Børge Brende: Thank you very much. This afternoon, we will even launch a new report showing the huge potential when it comes to better facilitating trade, when it comes to green technology. Today, there are so many obstacles if you want to export technology that is also going to be crucial when it comes to green investing.

But as you heard, Svein Tore, there is a lot of need for additional capital. There is a lot of green energy projects out there and there is a lot of money sitting on the sidelines. I think like a trillion U.S. dollars from the private sector that can be invested. And what does it take to get this money invested into those projects? Because if you have the projects and you have the money and nothing happens, we are not making progress.

Svein Tore Holsether: Yeah, we need to accelerate that. And I believe we are at that point now where the understanding of the issue and the need to work together is so urgent now and understood that it’s about moving to the implementation phase.

And I fully agree with what [Minister Al-Mashat] said: climate and development goes hand in hand. And in order to get that done at the scale that we need, the private sector needs to play a role, but not alone. It needs to be done in cooperation.

And I’m really pleased with the agenda for COP27. I’m also happy that there will be a food pavilion. We will be there from the private sector as well, to work together.

And in agriculture, you know, climate and development, it plays such a huge role in creating that resilience to make a more resistant agriculture to climate change. We see it when the farmers get the tools and the knowledge and focus on soil health, it’s much more resistant to climate change, you have less soil erosion. When you have floods, it keeps more of the nutrients in the ground. The crops grow better, even in drought as well.

But then we need to use technology, to work together with organizations like the Bezos Earth Fund and with Andrew here to look at, you know, how can we use technology to drive change?

Let’s do soil mapping globally because if you know the soil conditions, then first of all, you can do something about it. You can create a more healthy soil, you will get better yields.

I was in Africa two weeks ago in Kigali. And when I see the impact to farmers, when you help them to put the right nutrition in the ground, focussing on the soil health, we’re not talking small changes to yields. We’re talking 50 percent increases or doubling in the first harvest.

And maybe this could be the wake-up call needed in order to really accelerate African agriculture as well. The continent imports food for $50 billion a year, money that should stay in Africa and develop African workplaces and creating food security. And we see the need to have more local food production as well now.

So if it could work together, come up with solutions but focus on now implementing — because we really know what we need to do. It’s about getting it done. And trust is also an important part of the equation here. And unfortunately, right now I feel trust is short in supply. But let’s at least get started with some things and demonstrate what is possible.
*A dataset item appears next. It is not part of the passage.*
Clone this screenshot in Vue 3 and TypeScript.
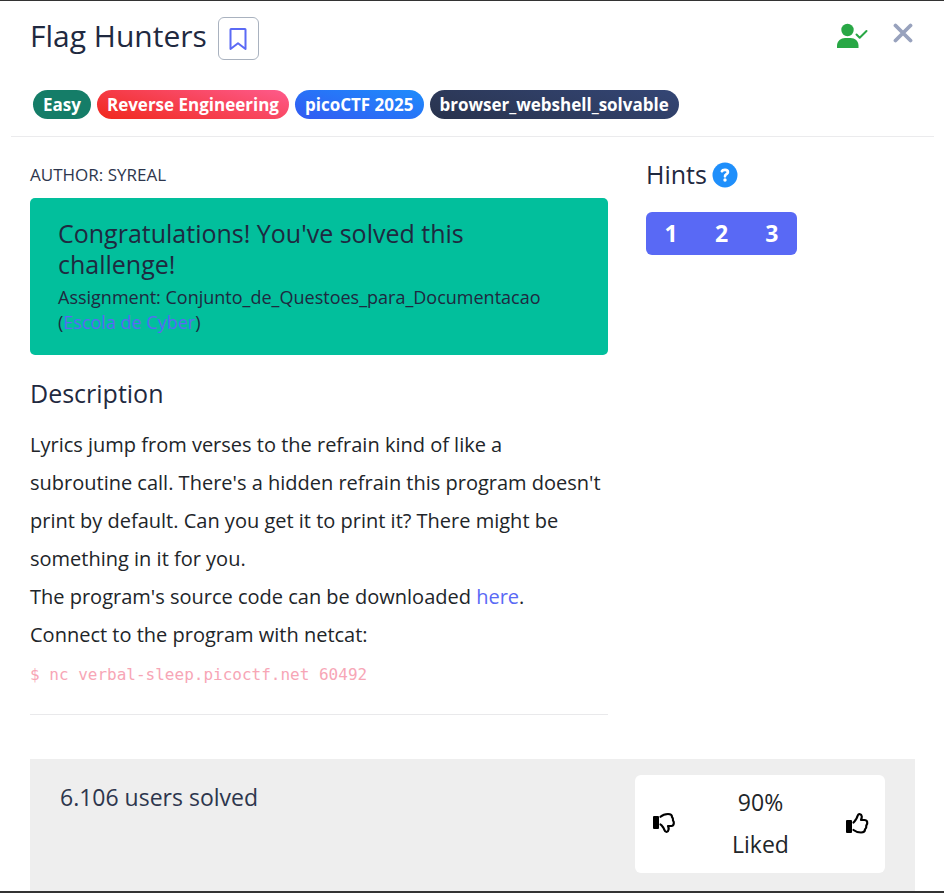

Børge Brende: So Andrew Steer, I guess this was good music in your ears, but moving into implementation. We’ve been talking about that for decades and the crisis is really here. I think the planet is really on fire, but the geopolitical, economic situation are now excuses, for not really delivering on it. What does it take of new ways of doing things to really make progress? Because as I said in the beginning, I think the price of inaction far exceeds the price of action. But that’s hard to get that internalized to some leaders.

Andrew Steer: Well, I think it needs at least two big things. First, it needs a change in mindset. Many policymakers, many CEOs, still believe the economics of the last century, which basically said “it would be nice to act, but actually it’s going to cost us. We are going to lose jobs, we will lose growth, going to lose competitiveness.”

The economics of this century have demonstrated that smart, bold action on climate change will lead to more economic efficiency, will drive new technologies, will lower risks and will reshape expectations about the future. Those four things combined actually lead to a dynamism that most economic models still don’t capture. So first we need that intellectual revolution to enter our minds so that we have a different perspective.

The second thing is exactly as you’ve all been saying, but you made the point very, very clear Svein Tore, which is we need creative collective action partnerships. There are no silver bullets. It’s a jigsaw puzzle, and it’s a jigsaw puzzle in several senses.

One is that we need different types of actors to come together. And so we now need, whether it’s philanthropy, whether it’s government, to work with the private sector, to work with NGOs and so on in a creative way that we’ve not done before.

So, for example, we’ve just, together with the Rockefeller Foundation and the IKEA Foundation, created something called the Global Energy Alliance for People and Planet. And we work very closely with your team on this. And what’s the point? Well, the point is, if you could get a couple of billion dollars of grant money that you can deploy very quickly, you can then sort of operate at three levels, first on the politics and policies and plan.

Second, pipeline development and third, de-risking. And in each of those, we need relationships with governments, with civil society, with corporations in a sort of creative way.

And then we need to bring in the more traditional, but very good, financial institutions, the World Bank, the African banks and so on, in a way that we can actually do things a little bit differently and we can have a capital stock where actually those that can afford to take risks, those that can afford to move quickly can get in there and encourage the others.

Børge Brende: Well, thank you very much. I think this has been a very good start of our meeting, that is going on the whole week and the road to Sharm El-Sheik and COP27 in Egypt. Of course, there are a lot of challenges, but I feel that this group also shared with us some silver linings.

As Andrew Steer has just said, this energy transition and the green transition can create jobs and can create a different planet in the years to come. And the application of the new technologies, but also looking at this crisis as an opportunity.

Look at 1973, at the oil crisis back then, that led to a big change in our economy. Cars were then back running with 1.8 litre per 10 kilometers. After a few years it was a litre per 10 kilometers. Today, 17 percent of the cars sold this year are electric cars. And in the years to come, there will be even more. After the oil crisis in ’73, we saw the introduction of new nuclear plants, different ways of phasing out coal in railways and in ships and etc.

So, maybe this de-globalization of energy is also something that will increase energy security, because you will have solar panels, windmills in different countries. So you also increase your energy security. So decoupling economic growth from growth in CO2 is something that we are looking at, and the World Economic Forum also are proud that we mobilize our partners in now an implementation mood in the run-up to COP27.

So thank you very much for joining us today early morning here in New York. But that’s the way to get things done. Thank you.